In total, I collected 6.7 gallons of runnings with a gravity of 1.043, for 68% mash efficiency.
Once the runnings were boiling, I added the hops and finings per the recipe. After 60 minutes on the boil, I turned off the heat and chilled to 78° before transferring to the fermenter and dropping to 66° in the fermentation chamber.
Once the beer was at 66°, I pitched the yeast.
I brewed this beer on 25 October 2024; it had a starting gravity of 1.057.
I fermented the beer at 66° until 28 October 2024, when I pulled it to ambient (~70°). Active fermentation seemed mostly done, so I figured it wouldn’t hurt it to sit at ambient for awhile.
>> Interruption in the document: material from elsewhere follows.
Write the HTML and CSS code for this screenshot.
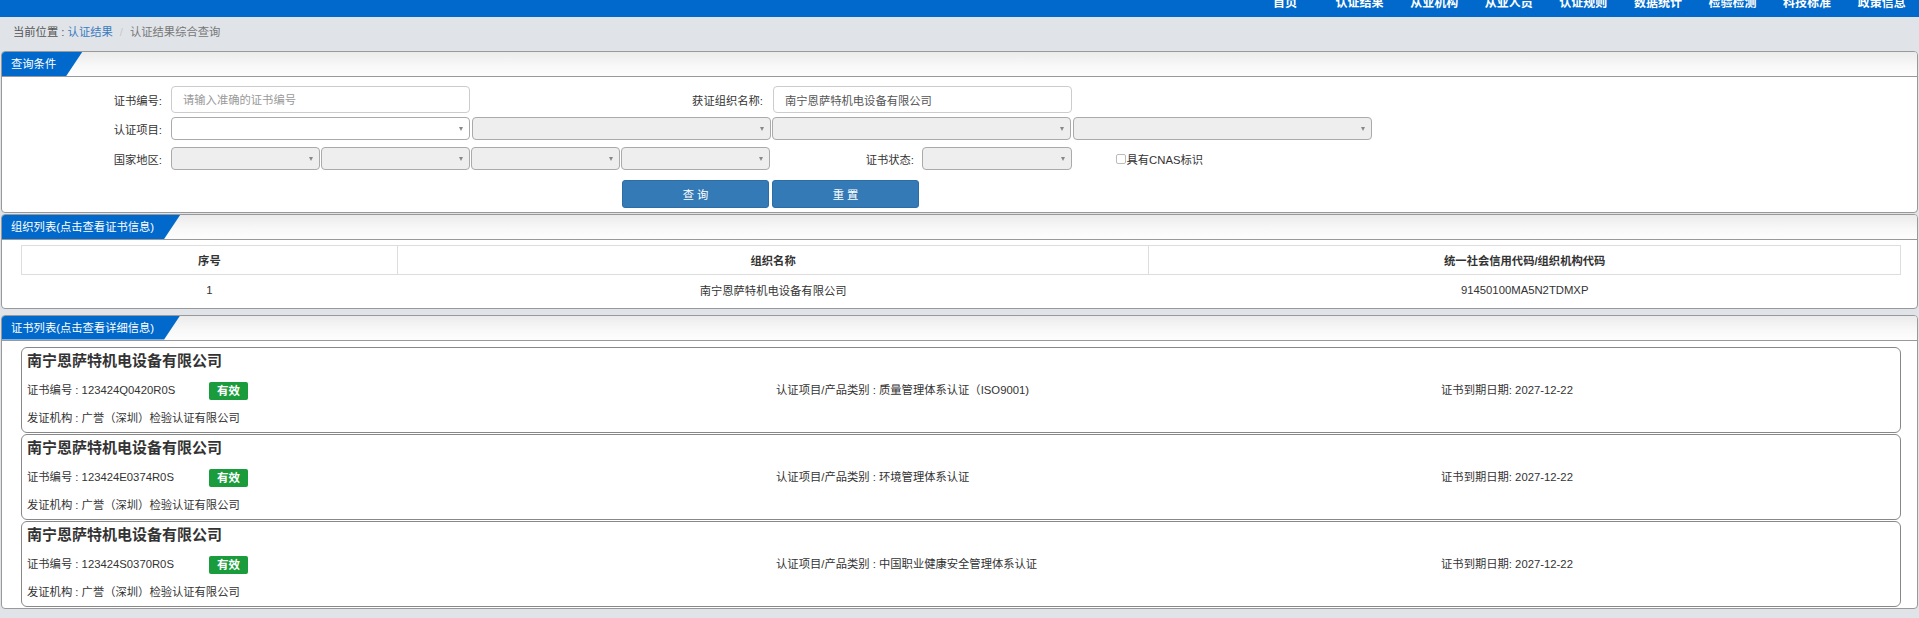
FILE: index.html
```html
<!DOCTYPE html>
<html lang="zh-CN">
<head>
<meta charset="utf-8">
<title>认证结果综合查询</title>
<link rel="stylesheet" href="styles.css">
</head>
<body>
<div class="topnav">
  <ul class="nav-list">
    <li>首页</li>
    <li>认证结果</li>
    <li>从业机构</li>
    <li>从业人员</li>
    <li>认证规则</li>
    <li>数据统计</li>
    <li>检验检测</li>
    <li>科技标准</li>
    <li>政策信息</li>
  </ul>
</div>

<div class="crumb">当前位置 : <a class="crumb-link">认证结果</a><span class="sep">/</span><span class="crumb-cur">认证结果综合查询</span></div>

<div class="panel panel-query">
  <div class="panel-head"><span class="tab">查询条件</span></div>
  <div class="query-body">
    <div class="frow">
      <label class="lbl">证书编号:</label>
      <input class="input" type="text" placeholder="请输入准确的证书编号">
      <label class="lbl lbl2">获证组织名称:</label>
      <input class="input" type="text" value="南宁恩萨特机电设备有限公司">
    </div>
    <div class="frow r2">
      <label class="lbl">认证项目:</label>
      <div class="sel w white"></div>
      <div class="sel w"></div>
      <div class="sel w"></div>
      <div class="sel w"></div>
    </div>
    <div class="frow r3">
      <label class="lbl">国家地区:</label>
      <div class="sel h"></div>
      <div class="sel h"></div>
      <div class="sel h"></div>
      <div class="sel h"></div>
      <label class="lbl lbl3">证书状态:</label>
      <div class="sel s"></div>
      <label class="chk"><span class="box"></span>具有CNAS标识</label>
    </div>
    <div class="frow btns">
      <button class="btn">查 询</button>
      <button class="btn">重 置</button>
    </div>
  </div>
</div>

<div class="panel panel-org">
  <div class="panel-head"><span class="tab">组织列表(点击查看证书信息)</span></div>
  <table class="org-table">
    <colgroup><col class="c1"><col class="c2"><col class="c3"></colgroup>
    <thead>
      <tr><th>序号</th><th>组织名称</th><th>统一社会信用代码/组织机构代码</th></tr>
    </thead>
    <tbody>
      <tr><td>1</td><td>南宁恩萨特机电设备有限公司</td><td>91450100MA5N2TDMXP</td></tr>
    </tbody>
  </table>
</div>

<div class="panel panel-cert">
  <div class="panel-head"><span class="tab">证书列表(点击查看详细信息)</span></div>
  <div class="cards">
    <div class="card">
      <div class="card-title">南宁恩萨特机电设备有限公司</div>
      <div class="card-row">
        <div><span class="cert-no">证书编号 : 123424Q0420R0S</span><span class="badge">有效</span></div>
        <div>认证项目/产品类别 : 质量管理体系认证（ISO9001)</div>
        <div>证书到期日期: 2027-12-22</div>
      </div>
      <div class="card-line">发证机构 : 广誉（深圳）检验认证有限公司</div>
    </div>
    <div class="card">
      <div class="card-title">南宁恩萨特机电设备有限公司</div>
      <div class="card-row">
        <div><span class="cert-no">证书编号 : 123424E0374R0S</span><span class="badge">有效</span></div>
        <div>认证项目/产品类别 : 环境管理体系认证</div>
        <div>证书到期日期: 2027-12-22</div>
      </div>
      <div class="card-line">发证机构 : 广誉（深圳）检验认证有限公司</div>
    </div>
    <div class="card">
      <div class="card-title">南宁恩萨特机电设备有限公司</div>
      <div class="card-row">
        <div><span class="cert-no">证书编号 : 123424S0370R0S</span><span class="badge">有效</span></div>
        <div>认证项目/产品类别 : 中国职业健康安全管理体系认证</div>
        <div>证书到期日期: 2027-12-22</div>
      </div>
      <div class="card-line">发证机构 : 广誉（深圳）检验认证有限公司</div>
    </div>
  </div>
</div>
</body>
</html>
```

FILE: styles.css
```css
* { box-sizing: border-box; }
html { overflow: hidden; }
html, body { margin: 0; padding: 0; }
body {
  background: #e0e4e9;
  font-family: "Liberation Sans", "Noto Sans CJK SC", sans-serif;
  font-size: 11.3px;
  color: #333;
}

/* top navigation (scrolled, only lower part visible) */
.topnav {
  height: 17px;
  background: #0069cb;
  overflow: hidden;
}
.nav-list {
  list-style: none;
  margin: -8px 0 0;
  padding: 0;
  display: flex;
  justify-content: flex-end;
}
.nav-list li {
  width: 74.6px;
  text-align: center;
  color: #fff;
  font-size: 12px;
  line-height: 22px;
  font-weight: bold;
}

/* breadcrumb */
.crumb {
  height: 34px;
  padding-left: 13px;
  line-height: 30px;
  color: #555;
}
.crumb-link { color: #3a7bbf; text-decoration: none; }
.sep { color: #c8c8c8; padding: 0 7px; }
.crumb-cur { color: #777; }

/* panels */
.panel {
  background: #fff;
  border: 1px solid #999;
  border-radius: 4px;
  margin: 0 1px;
}
.panel-org { margin-top: 1px; }
.panel-cert { margin-top: 6px; }
.panel-head {
  height: 25px;
  border-bottom: 1px solid #999;
  border-radius: 3px 3px 0 0;
  background: linear-gradient(to bottom, #ebebeb 0%, #f8f8f8 55%, #fdfdfd 100%);
}
.tab {
  display: inline-block;
  height: 24px;
  line-height: 24px;
  padding: 0 26px 0 9px;
  background: #0069cb;
  color: #fff;
  border-top-left-radius: 3px;
  clip-path: polygon(0 0, 100% 0, calc(100% - 16px) 100%, 0 100%);
}

/* query form */
.query-body { padding: 9px 0 4px; }
.frow { display: flex; align-items: center; }
.r2 { margin-top: 4px; }
.r3 { margin-top: 7px; }
.btns { margin-top: 10px; padding-left: 620px; gap: 3px; }
.lbl {
  flex: none;
  width: 169px;
  padding-right: 9px;
  text-align: right;
  color: #333;
}
.lbl2 { width: 303px; padding-right: 10px; }
.lbl3 { width: 151px; padding-right: 8px; }
.input {
  flex: none;
  width: 299px;
  height: 27px;
  border: 1px solid #ccc;
  border-radius: 4px;
  padding: 0 11px;
  font: inherit;
  color: #555;
  background: #fff;
  outline: none;
}
.input::placeholder { color: #999; }
.sel {
  flex: none;
  position: relative;
  height: 23px;
  border: 1px solid #aaa;
  border-radius: 4px;
  background: #eee;
  margin-right: 1.5px;
}
.sel.w { width: 299px; }
.sel.h { width: 148.5px; }
.sel.s { width: 150px; }
.sel.white { background: #fff; }
.sel::after {
  content: "";
  position: absolute;
  right: 6px;
  top: 50%;
  margin-top: -2px;
  border-left: 2.5px solid transparent;
  border-right: 2.5px solid transparent;
  border-top: 4px solid #888;
}
.chk {
  display: inline-flex;
  align-items: center;
  margin-left: 42px;
  color: #333;
}
.box {
  width: 10px;
  height: 10px;
  border: 1px solid #bbb;
  border-radius: 2px;
  background: #fff;
  margin-right: 1px;
}
.btn {
  width: 147px;
  height: 28px;
  background: #337ab7;
  border: 1px solid #2e6da4;
  border-radius: 3px;
  color: #fff;
  font: inherit;
  padding: 0;
}

/* org table */
.org-table {
  margin: 5px 16px 3px 19px;
  width: calc(100% - 35px);
  border-collapse: collapse;
}
.c1 { width: 20%; }
.c2 { width: 40%; }
.c3 { width: 40%; }
.org-table th {
  height: 29px;
  border: 1px solid #ddd;
  font-weight: bold;
  text-align: center;
  padding: 0;
}
.org-table td {
  height: 30px;
  text-align: center;
  padding: 0;
}

/* certificate cards */
.cards { padding: 6px 16px 1px 19px; }
.card {
  border: 1px solid #888;
  border-radius: 6px;
  padding: 1px 5px 0;
  margin-bottom: 1px;
}
.card:last-child { margin-bottom: 0; }
.card-title {
  font-size: 15px;
  font-weight: bold;
  line-height: 24px;
  color: #333;
}
.card-row {
  display: grid;
  grid-template-columns: 40.1% 35.6% 1fr;
  margin-top: 3px;
  line-height: 28px;
}
.cert-no { display: inline-block; width: 182px; }
.badge {
  display: inline-block;
  width: 39px;
  height: 18px;
  line-height: 18px;
  text-align: center;
  background: #1a9b3c;
  color: #fff;
  font-weight: bold;
  font-size: 11.5px;
  border-radius: 2px;
  vertical-align: middle;
}
.card-line { line-height: 28px; }
```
I kegged the beer on 16 November 2024. Final gravity was 1.016, for 5.4% abv. This was around 71% measured attenuation. It’s on the lower end that Mangrove Jack’s reports for the strain (74% to 78%), but in my experience I’ve often had lower attenuation with the Windsor strain that comprises part of this blend.
Tasting
Appearance
Deep, deep brown beer with dark garnet highlights, very clear. Pours with a persistent and creamy tan head. Beautiful! Great lacing down the side of the glass.
Aroma
Moderate dark chocolate: coffee aroma, a touch of earthy hop character.
Flavor
Slightly roasty and bitter chocolate malt character, a bit of dark sugar character; medium bitterness. A medium bit of dark dried fruit yeast character, but it’s in the background.
Mouthfeel
Medium carbonation, medium-full body, off-dry finish.
Would I Brew This Again?
I love this beer! It’s a perfect American porter, and wonderfully drinkable. Porter is such an underappreciated style; this version looks great and tastes great!